Applied Reliability-Centered Maintenance

When performing ARCM, simple techniques can often significantly improve analytical results. Typically, RCM analysis is highly abstract, using esoteric, redundant, or even arcane statements. Many analysts focus exclusively on expert interviews to "flush out" failure modes of interest. While interviews are good, numbers tell the story as we've seen.
In my experience, the difficulty most people have engineers included is penetrating corporate maintenance management systems. CMMSs are difficult to learn and harder to interpret. In the role of maintenance manager-at the mercy of others to develop and interpret CMMS reports-I finally forced myself to learn how they work. Having waded through the process several additional times at several companies and plants, I highly recommend anyone involved with maintenance not yet fluent with these systems, reports, and numbers to learn at least one. If you want to evangelize, you have to learn the language.

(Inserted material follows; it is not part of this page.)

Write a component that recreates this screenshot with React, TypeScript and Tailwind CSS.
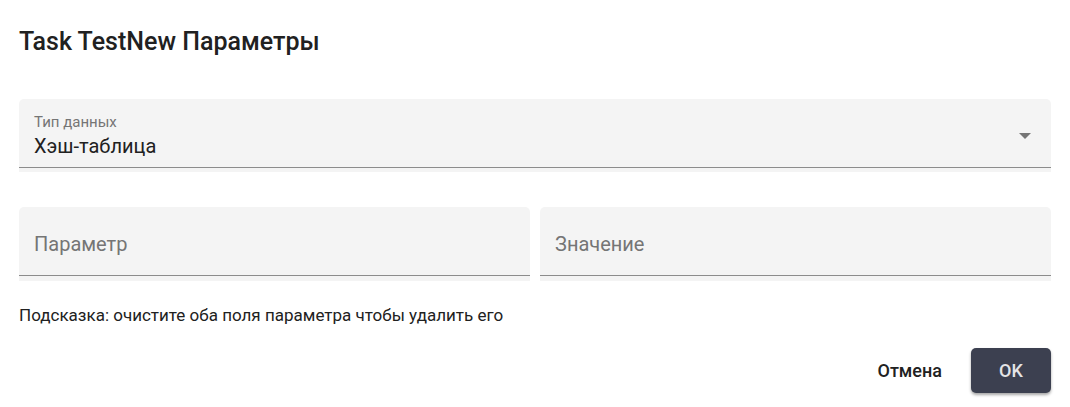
import { useState } from "react";

type TextFieldProps = { id: string; label: string };

function TextField({ id, label }: TextFieldProps) {
  return (
    <div className="min-w-0 flex-1 rounded-t-[5px] bg-[#f4f4f4] pb-[5px]">
      <div className="grid h-[69px] border-b border-[#8c8c8c]">
        <input
          id={id}
          type="text"
          placeholder=" "
          className="peer col-start-1 row-start-1 w-full bg-transparent px-[15px] pt-[26px] text-xl text-[#212121] outline-none"
        />
        <label
          htmlFor={id}
          className="pointer-events-none col-start-1 row-start-1 self-start px-[15px] pt-[13px] text-[15px] leading-5 text-[#757575] peer-placeholder-shown:self-center peer-placeholder-shown:pt-[6px] peer-placeholder-shown:text-xl"
        >
          {label}
        </label>
      </div>
    </div>
  );
}

export default function App() {
  const [type, setType] = useState("hash");
  return (
    <main className="bg-white px-[19px] pt-6 pb-3 font-['Roboto',sans-serif] text-[#212121]">
      <h1 className="text-[25px] leading-9 font-medium">Task TestNew Параметры</h1>
      <form onSubmit={(e) => e.preventDefault()}>
        <div className="mt-[39px] rounded-t-[5px] bg-[#f4f4f4] pb-1">
          <div className="grid h-[69px] border-b border-[#8c8c8c]">
            <label htmlFor="type" className="pointer-events-none z-10 col-start-1 row-start-1 self-start px-[15px] pt-[13px] text-[15px] leading-5 text-[#757575]">
              Тип данных
            </label>
            <select
              id="type"
              value={type}
              onChange={(e) => setType(e.target.value)}
              className="col-start-1 row-start-1 w-full appearance-none bg-transparent px-[15px] pt-[26px] text-xl outline-none"
            >
              <option value="hash">Хэш-таблица</option>
            </select>
            <svg viewBox="0 0 12 6" className="pointer-events-none col-start-1 row-start-1 mt-[6px] mr-5 h-[6px] w-3 self-center justify-self-end fill-[#757575]" aria-hidden="true">
              <path d="M0 0h12L6 6z" />
            </svg>
          </div>
        </div>
        <div className="mt-[35px] flex gap-[10px]">
          <TextField id="param" label="Параметр" />
          <TextField id="value" label="Значение" />
        </div>
        <p className="mt-[22px] text-[17px] leading-6">Подсказка: очистите оба поля параметра чтобы удалить его</p>
        <div className="mt-[21px] flex justify-end gap-3">
          <button type="button" className="h-[45px] px-[17px] text-lg font-medium">Отмена</button>
          <button type="submit" className="h-[45px] w-20 rounded-[5px] bg-[#3c4050] text-lg font-medium text-[#e4e4e6] shadow-[0_2px_3px_rgba(0,0,0,0.35)]">OK</button>
        </div>
      </form>
    </main>
  );
}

Another CMMS barrier is report formats. Row upon row of unformatted numbers and text represent little to uninformed readers. Information is often coded and layouts must be compromised to standardize reports. Key record locations and formats must be learned. Once you are able to skim CMMS reports, recognize key information, and query interactively, you can use CMMSs effectively to understand maintenance.
Most CMMS fields are not crucial. Important fields include the component (equipment) identifier, component name, work type, and description. For a time-based PM WO, a field should identify PM scope and source. For corrective maintenance, the problem description originates and justifies the work. A...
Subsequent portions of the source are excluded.